Matilda pushed back a screen on the wall to display a blown-up shot of a handsome black man, older, hands on his hips, standing in what looked to be Jackson Square. He had a light salt-and-pepper goatee and was wearing sunglasses pushed up on his closely shaved head. He was smiling to someone off camera to his left, a dimple in his left cheek. The look on his face suggested he wasn’t aware that this photo was being taken.

“See this man?”

“Indeed we do,” someone muttered, causing a fit of giggles.

“This man is Julius Faraday, Solange’s ex-husband.” There were more oohs and ahhs and
Did you say “ex”?
and
Go, Solange
.

“All right, now listen,” Matilda said, trying to scold, but she, too, was having a hard time hiding her grin. “For reasons that might be obvious, we need to find among these headshots the man who
best
resembles Julius, but Julius as a younger man, the way Solange would have known him when they first met.”

I got up to join the cluster in front of the board and take a closer look at Julius. He was shockingly well assembled in his turtleneck and leather jacket. His front teeth had the
barest hint of a gap. Were it not for his connection to Solange, I would have suggested him as a recruit. I also would have offered to train him. But he was her ex, and exes were off-limits. Or so I thought.

“Him,” Michelle said, pinning one of the headshots next to the photo of Julius.

“Nuh-uh,” said Angela. “
This
dude.”

The man in the photo she indicated had a smile similar to Julius’s, but his hair was longer.
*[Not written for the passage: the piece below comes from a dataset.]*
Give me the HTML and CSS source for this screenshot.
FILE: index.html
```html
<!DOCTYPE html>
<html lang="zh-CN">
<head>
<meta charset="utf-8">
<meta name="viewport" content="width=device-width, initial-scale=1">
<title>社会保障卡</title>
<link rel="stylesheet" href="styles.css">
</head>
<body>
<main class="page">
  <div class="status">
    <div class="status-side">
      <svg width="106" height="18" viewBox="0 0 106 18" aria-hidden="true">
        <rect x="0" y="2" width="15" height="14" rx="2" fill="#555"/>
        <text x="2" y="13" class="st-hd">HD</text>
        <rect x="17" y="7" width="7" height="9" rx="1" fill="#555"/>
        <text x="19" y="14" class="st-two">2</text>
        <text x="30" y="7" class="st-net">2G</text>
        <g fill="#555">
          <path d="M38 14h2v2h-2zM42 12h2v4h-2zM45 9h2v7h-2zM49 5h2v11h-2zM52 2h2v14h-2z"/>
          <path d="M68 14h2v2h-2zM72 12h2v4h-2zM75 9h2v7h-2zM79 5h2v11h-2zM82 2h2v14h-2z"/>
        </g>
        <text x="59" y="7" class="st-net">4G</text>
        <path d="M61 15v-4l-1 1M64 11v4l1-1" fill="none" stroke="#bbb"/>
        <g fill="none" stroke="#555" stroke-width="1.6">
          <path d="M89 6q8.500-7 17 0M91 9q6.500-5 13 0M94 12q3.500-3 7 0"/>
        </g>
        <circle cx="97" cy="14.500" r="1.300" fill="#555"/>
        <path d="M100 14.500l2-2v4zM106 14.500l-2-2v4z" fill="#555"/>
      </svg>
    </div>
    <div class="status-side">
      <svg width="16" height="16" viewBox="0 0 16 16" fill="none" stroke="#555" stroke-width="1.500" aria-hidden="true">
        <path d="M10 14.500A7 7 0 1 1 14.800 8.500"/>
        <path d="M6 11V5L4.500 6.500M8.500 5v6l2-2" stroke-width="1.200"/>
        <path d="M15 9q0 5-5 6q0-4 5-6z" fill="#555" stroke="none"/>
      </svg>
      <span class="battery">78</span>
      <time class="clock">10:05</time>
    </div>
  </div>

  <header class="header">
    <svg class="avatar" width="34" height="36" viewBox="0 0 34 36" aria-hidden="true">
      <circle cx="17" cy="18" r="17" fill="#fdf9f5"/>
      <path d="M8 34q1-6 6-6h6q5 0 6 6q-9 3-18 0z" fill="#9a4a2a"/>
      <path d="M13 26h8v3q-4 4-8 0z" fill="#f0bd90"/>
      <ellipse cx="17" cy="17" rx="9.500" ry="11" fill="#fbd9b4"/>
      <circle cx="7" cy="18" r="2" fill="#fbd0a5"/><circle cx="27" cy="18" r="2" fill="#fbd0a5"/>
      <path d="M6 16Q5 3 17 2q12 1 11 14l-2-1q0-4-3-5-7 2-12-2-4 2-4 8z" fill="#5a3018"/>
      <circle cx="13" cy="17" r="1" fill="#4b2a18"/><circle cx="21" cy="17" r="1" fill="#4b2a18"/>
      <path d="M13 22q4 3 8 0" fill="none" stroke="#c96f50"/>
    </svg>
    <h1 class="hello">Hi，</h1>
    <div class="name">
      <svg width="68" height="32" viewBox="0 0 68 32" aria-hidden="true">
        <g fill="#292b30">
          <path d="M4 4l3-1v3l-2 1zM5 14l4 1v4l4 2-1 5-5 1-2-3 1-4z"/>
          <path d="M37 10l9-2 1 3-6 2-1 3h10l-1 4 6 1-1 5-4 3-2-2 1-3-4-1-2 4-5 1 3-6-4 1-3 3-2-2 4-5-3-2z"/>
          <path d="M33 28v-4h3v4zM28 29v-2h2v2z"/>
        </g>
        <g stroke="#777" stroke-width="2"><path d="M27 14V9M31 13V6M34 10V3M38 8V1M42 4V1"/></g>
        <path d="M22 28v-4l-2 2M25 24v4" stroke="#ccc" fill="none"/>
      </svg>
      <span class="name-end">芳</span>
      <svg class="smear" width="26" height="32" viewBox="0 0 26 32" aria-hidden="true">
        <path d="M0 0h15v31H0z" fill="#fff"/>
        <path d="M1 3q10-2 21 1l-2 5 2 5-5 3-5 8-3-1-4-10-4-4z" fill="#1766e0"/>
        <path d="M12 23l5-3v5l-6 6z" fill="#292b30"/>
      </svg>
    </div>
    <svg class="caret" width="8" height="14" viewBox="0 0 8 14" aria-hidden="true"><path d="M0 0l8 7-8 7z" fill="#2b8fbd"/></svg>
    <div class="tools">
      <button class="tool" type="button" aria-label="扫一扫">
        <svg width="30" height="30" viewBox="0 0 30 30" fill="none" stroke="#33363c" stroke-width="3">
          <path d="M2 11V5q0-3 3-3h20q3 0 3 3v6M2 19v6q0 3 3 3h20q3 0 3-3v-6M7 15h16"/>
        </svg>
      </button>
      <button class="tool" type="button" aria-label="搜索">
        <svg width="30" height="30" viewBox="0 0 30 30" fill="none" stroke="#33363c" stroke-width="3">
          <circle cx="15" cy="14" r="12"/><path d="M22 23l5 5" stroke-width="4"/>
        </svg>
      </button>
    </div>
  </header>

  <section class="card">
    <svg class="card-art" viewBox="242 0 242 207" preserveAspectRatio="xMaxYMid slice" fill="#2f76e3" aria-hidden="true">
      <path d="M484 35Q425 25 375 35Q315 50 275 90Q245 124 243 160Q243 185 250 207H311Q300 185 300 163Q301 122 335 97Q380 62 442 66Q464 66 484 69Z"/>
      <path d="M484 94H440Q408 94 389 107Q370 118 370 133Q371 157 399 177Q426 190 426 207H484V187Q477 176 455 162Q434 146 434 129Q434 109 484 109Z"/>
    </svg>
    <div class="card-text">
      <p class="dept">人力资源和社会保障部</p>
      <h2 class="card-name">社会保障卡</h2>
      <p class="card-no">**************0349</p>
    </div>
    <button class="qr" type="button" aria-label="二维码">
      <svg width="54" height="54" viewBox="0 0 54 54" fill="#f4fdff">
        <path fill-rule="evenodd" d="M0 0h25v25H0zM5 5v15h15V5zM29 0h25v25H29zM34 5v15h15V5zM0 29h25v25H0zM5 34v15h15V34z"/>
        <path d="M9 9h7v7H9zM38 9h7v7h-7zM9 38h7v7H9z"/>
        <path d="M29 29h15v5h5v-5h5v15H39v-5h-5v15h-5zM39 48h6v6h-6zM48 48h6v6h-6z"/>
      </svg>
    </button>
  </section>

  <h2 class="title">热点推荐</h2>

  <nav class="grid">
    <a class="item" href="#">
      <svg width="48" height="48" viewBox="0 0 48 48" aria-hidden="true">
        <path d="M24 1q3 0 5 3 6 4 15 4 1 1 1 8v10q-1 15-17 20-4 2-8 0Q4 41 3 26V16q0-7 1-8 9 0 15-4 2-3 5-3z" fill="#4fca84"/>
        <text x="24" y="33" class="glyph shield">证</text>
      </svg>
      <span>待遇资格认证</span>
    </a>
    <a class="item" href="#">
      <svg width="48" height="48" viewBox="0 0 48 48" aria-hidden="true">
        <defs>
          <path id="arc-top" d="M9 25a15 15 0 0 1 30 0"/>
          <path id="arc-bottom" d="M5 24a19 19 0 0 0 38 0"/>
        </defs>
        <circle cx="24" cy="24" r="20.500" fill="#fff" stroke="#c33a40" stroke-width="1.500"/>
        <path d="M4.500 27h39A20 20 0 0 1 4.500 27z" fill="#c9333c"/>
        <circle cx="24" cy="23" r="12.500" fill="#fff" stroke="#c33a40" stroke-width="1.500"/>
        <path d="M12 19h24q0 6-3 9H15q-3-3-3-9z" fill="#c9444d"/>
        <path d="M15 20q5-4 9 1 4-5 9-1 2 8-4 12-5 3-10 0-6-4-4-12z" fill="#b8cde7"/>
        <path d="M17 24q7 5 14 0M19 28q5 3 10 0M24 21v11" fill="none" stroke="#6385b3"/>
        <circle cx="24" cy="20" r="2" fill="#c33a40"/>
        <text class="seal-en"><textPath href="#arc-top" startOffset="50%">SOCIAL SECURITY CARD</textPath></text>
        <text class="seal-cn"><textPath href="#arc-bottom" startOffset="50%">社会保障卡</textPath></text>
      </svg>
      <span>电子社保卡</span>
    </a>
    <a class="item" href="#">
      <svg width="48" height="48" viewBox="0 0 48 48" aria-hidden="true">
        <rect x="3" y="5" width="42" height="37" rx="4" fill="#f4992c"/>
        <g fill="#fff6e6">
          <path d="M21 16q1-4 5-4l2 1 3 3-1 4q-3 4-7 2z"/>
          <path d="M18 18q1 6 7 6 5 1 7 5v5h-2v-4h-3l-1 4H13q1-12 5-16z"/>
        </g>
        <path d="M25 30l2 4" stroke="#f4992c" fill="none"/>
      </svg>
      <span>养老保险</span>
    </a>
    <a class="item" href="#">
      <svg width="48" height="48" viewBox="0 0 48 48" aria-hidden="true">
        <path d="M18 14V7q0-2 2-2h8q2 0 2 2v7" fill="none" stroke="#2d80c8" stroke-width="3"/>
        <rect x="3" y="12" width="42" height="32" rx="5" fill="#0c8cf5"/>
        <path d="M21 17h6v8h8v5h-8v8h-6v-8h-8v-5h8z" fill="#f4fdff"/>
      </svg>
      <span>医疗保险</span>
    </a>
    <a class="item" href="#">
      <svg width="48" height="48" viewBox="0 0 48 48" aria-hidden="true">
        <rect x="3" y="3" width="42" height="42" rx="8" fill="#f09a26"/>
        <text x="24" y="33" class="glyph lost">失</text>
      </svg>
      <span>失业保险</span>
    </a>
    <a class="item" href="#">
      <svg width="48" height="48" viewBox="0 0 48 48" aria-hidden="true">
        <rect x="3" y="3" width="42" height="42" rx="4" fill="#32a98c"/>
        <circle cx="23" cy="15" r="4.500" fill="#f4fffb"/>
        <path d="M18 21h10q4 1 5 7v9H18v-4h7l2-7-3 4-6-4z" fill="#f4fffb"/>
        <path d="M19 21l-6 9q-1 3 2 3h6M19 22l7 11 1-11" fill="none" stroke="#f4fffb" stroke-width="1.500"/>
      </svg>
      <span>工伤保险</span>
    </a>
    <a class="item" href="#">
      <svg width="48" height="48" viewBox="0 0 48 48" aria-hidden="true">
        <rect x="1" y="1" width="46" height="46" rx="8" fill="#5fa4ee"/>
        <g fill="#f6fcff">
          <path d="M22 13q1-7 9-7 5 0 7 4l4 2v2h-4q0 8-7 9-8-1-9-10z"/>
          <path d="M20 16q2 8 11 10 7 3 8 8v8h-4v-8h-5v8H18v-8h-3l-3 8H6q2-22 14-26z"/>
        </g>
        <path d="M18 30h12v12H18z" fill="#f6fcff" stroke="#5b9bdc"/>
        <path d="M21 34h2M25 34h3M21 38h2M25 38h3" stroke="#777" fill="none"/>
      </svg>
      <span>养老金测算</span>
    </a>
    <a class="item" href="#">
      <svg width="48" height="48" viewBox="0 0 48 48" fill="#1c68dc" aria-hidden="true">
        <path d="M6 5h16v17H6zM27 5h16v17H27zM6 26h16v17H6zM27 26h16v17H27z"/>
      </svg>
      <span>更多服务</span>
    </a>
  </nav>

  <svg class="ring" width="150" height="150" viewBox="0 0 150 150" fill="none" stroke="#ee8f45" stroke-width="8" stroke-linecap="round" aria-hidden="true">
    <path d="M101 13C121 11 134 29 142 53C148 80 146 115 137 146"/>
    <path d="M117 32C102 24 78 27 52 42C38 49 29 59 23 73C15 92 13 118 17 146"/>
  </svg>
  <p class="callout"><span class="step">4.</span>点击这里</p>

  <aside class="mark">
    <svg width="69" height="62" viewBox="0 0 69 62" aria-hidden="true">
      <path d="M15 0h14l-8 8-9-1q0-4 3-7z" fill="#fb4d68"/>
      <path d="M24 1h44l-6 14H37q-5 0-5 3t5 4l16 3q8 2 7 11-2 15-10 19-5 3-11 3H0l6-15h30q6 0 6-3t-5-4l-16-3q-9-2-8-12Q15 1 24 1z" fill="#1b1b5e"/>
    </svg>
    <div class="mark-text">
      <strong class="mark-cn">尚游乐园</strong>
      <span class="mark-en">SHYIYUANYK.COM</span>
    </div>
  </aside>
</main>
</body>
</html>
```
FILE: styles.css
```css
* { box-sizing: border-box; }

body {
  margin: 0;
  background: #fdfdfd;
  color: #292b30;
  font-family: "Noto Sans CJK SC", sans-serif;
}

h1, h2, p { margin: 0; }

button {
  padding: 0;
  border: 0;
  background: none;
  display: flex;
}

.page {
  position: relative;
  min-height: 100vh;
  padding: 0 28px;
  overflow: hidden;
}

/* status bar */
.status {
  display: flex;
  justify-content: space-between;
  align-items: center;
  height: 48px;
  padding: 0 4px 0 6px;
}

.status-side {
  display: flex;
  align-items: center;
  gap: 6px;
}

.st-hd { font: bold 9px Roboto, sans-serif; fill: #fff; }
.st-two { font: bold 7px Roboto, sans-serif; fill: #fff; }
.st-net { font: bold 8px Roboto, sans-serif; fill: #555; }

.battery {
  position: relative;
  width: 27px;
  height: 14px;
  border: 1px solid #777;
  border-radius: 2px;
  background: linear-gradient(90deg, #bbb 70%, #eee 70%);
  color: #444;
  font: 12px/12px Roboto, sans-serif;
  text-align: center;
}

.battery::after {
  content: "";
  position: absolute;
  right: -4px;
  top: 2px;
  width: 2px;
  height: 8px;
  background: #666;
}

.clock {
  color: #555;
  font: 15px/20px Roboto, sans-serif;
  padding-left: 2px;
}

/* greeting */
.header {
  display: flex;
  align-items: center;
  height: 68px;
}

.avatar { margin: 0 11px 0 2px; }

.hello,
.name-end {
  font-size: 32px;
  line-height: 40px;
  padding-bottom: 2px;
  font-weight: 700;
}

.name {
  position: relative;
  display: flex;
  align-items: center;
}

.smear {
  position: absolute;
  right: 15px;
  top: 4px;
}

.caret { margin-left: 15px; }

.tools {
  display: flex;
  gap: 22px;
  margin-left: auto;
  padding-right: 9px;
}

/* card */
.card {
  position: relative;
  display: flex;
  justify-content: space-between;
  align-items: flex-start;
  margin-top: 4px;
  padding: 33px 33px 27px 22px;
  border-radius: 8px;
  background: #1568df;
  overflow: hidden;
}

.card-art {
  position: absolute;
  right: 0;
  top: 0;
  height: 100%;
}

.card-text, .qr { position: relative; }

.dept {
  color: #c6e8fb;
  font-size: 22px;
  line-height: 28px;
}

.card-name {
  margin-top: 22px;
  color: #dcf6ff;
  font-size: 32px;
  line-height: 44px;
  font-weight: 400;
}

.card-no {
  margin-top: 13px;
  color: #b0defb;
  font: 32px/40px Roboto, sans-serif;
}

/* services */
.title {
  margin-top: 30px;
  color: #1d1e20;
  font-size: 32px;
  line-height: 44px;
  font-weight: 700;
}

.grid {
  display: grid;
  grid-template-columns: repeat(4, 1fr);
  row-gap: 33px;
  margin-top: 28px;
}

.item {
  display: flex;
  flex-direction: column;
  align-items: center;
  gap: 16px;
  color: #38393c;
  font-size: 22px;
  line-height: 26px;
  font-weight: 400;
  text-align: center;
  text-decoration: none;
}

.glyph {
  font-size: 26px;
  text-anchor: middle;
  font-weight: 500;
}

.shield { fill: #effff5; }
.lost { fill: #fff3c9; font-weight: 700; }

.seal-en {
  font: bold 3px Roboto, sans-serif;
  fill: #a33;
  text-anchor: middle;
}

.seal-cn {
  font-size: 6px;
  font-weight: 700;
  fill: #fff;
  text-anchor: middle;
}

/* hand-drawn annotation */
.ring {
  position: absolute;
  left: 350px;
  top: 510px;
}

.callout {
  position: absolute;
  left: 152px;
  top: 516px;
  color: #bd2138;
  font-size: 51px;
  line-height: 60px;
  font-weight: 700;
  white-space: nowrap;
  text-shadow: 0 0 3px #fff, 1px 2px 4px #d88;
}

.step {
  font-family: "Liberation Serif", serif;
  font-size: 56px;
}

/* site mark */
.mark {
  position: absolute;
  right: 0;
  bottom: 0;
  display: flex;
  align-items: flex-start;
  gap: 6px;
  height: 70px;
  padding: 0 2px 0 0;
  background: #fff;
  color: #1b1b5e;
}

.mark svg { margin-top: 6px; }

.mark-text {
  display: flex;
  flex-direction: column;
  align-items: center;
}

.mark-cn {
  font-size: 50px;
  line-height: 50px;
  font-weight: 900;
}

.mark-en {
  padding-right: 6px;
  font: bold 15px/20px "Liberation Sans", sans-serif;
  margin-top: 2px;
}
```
After some debate about a smile being more important than eyes, Angela’s pick won in a landslide vote, after which Bernice disappeared with the headshot to “make overseas calls.” The rest of us got up to leave because we thought we’d completed the task of the evening.

“Hold on, ladies. We have one more order of business,” Matilda said, reaching under the table for another manila envelope. “We’re selecting one more recruit this evening. And in an unusual twist, this recruit approached us. Well, he approached me.”

There was confusion around the table. Matilda rarely accepted applicants who approached S.E.C.R.E.T. because it was usually through an indiscreet recruit who’d broken the rules and told one of his friends. Too much eagerness was frowned upon and it threatened our anonymity.

Matilda placed the envelope in front of me.

“Cassie, would you please open it?”

Why me? Maybe this time I would be chief fantasy facilitator! Maybe I was going to Paris! I snatched the
envelope off the table and impatiently ripped it open. Out slid a glossy black-and-white headshot of a handsome new recruit.

What followed happened in a few seconds, five tops, but time seemed to slow. I took in the recruit’s studied stance, and the way he leaned against the rough cement wall. I thought,
Hmm, he’s very good-looking. But I know this guy from somewhere
. Three seconds in, I realized this man was famous. But for what? Then, in the space of time it took for me to inhale and exhale, it dawned on me: this recruit
wasn’t
famous. It was just that his face was so deeply familiar, he felt famous.

I was looking at the face of Will,
my
Will, his brooding features in quiet repose, his dark blue eyes relaxed but serious, a kind smile playing across his lips. He was wearing that black shirt with the French cufflinks from the other day. He stood with his hands in the pockets of those flat-front slacks. He looked sexy. Very, very sexy.